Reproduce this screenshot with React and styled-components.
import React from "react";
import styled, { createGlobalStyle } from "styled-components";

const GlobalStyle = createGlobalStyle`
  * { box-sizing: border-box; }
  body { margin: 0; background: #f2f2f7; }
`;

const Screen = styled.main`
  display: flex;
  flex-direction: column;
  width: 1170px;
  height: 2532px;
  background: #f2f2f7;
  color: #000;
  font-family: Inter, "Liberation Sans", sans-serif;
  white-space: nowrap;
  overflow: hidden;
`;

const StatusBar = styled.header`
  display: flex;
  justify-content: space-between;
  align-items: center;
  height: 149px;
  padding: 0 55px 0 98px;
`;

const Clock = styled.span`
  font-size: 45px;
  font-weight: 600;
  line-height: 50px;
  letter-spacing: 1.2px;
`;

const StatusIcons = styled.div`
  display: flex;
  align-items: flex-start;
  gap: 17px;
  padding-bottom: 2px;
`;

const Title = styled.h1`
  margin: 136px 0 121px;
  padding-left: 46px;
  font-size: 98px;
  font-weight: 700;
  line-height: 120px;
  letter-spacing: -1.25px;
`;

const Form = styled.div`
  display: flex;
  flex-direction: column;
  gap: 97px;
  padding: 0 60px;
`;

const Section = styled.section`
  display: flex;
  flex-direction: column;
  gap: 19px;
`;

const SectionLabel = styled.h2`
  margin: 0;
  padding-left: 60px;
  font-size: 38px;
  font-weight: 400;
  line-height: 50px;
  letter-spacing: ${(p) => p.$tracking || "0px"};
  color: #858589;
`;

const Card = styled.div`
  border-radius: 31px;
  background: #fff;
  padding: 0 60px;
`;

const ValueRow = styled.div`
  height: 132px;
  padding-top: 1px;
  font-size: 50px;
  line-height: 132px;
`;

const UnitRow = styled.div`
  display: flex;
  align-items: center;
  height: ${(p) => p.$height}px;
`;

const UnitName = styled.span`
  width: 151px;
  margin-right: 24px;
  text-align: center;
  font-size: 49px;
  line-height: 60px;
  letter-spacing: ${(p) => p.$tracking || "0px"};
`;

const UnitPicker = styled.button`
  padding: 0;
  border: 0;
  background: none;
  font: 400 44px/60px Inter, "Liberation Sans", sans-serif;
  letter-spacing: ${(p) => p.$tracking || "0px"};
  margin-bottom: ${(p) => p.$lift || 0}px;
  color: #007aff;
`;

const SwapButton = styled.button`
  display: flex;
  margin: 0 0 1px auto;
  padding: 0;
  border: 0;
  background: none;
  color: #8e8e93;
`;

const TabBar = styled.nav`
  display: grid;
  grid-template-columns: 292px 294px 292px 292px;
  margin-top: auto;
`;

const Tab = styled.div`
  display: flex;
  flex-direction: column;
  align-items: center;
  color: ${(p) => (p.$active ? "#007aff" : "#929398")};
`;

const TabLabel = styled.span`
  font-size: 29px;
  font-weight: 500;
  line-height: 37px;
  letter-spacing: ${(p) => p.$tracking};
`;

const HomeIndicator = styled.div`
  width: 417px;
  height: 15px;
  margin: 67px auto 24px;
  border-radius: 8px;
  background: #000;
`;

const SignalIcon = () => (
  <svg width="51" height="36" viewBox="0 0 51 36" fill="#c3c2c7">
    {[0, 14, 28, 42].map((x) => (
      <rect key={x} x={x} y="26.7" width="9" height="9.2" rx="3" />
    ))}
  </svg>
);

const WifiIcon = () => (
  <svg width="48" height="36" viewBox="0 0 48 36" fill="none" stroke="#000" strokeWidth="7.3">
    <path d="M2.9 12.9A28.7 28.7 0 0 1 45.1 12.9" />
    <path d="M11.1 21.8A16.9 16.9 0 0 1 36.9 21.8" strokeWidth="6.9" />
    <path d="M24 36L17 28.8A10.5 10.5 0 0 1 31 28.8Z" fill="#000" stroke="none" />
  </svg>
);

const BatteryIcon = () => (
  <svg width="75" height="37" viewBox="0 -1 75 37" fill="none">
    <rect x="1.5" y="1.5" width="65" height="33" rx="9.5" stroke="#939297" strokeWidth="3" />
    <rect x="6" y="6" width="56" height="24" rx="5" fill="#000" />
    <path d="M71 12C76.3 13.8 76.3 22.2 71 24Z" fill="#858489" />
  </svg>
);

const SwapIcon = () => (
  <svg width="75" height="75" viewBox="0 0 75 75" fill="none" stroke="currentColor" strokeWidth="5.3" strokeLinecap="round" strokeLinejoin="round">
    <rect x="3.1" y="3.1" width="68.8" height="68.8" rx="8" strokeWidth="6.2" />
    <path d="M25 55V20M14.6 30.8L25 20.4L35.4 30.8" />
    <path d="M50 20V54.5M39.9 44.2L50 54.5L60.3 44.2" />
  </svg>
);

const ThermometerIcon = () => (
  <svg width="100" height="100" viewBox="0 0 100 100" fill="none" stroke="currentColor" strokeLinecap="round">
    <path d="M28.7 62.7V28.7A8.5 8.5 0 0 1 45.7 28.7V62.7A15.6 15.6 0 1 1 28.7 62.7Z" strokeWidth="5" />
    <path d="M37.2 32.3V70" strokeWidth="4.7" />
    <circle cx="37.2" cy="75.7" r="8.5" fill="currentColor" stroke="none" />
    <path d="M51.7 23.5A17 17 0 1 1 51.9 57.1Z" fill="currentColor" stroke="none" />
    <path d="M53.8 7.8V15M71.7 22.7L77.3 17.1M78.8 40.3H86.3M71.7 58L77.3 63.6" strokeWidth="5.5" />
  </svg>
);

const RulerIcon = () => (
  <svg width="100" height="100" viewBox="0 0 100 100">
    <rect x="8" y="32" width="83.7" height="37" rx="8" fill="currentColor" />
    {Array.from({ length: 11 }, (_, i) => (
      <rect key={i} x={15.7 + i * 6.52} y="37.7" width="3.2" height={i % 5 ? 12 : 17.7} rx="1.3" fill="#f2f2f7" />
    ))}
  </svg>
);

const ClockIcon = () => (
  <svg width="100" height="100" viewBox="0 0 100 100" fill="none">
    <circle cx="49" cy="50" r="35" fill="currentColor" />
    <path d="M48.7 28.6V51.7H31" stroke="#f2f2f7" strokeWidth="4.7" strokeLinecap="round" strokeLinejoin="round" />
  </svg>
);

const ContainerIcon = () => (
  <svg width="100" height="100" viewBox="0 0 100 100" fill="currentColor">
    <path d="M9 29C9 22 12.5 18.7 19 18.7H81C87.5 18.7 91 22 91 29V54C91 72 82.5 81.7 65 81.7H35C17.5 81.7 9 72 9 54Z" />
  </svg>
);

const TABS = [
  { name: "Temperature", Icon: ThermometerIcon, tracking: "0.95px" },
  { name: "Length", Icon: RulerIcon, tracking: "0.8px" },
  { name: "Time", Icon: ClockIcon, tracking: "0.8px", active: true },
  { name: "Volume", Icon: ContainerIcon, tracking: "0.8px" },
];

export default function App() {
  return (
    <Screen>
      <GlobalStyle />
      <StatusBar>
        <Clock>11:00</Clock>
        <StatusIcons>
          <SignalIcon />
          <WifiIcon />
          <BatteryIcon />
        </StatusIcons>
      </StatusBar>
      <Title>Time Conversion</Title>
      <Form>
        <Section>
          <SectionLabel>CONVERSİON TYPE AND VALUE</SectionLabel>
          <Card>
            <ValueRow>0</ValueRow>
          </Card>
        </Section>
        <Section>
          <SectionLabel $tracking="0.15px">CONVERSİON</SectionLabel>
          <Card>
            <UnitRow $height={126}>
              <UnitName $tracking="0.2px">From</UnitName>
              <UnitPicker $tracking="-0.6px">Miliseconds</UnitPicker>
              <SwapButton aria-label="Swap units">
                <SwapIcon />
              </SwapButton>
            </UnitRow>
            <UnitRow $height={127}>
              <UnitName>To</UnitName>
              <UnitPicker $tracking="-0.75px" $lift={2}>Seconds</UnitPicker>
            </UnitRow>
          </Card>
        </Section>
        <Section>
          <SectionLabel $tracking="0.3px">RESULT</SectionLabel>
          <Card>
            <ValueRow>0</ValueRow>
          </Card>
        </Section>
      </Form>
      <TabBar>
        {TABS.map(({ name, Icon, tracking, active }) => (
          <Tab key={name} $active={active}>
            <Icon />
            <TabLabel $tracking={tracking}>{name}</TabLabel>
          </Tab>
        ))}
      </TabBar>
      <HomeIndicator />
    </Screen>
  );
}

^^^^

• Job: Go through the listing above and return every line where the word "components" occurs.

• Response:
Reproduce this screenshot with React and styled-components.
import styled, { createGlobalStyle } from "styled-components";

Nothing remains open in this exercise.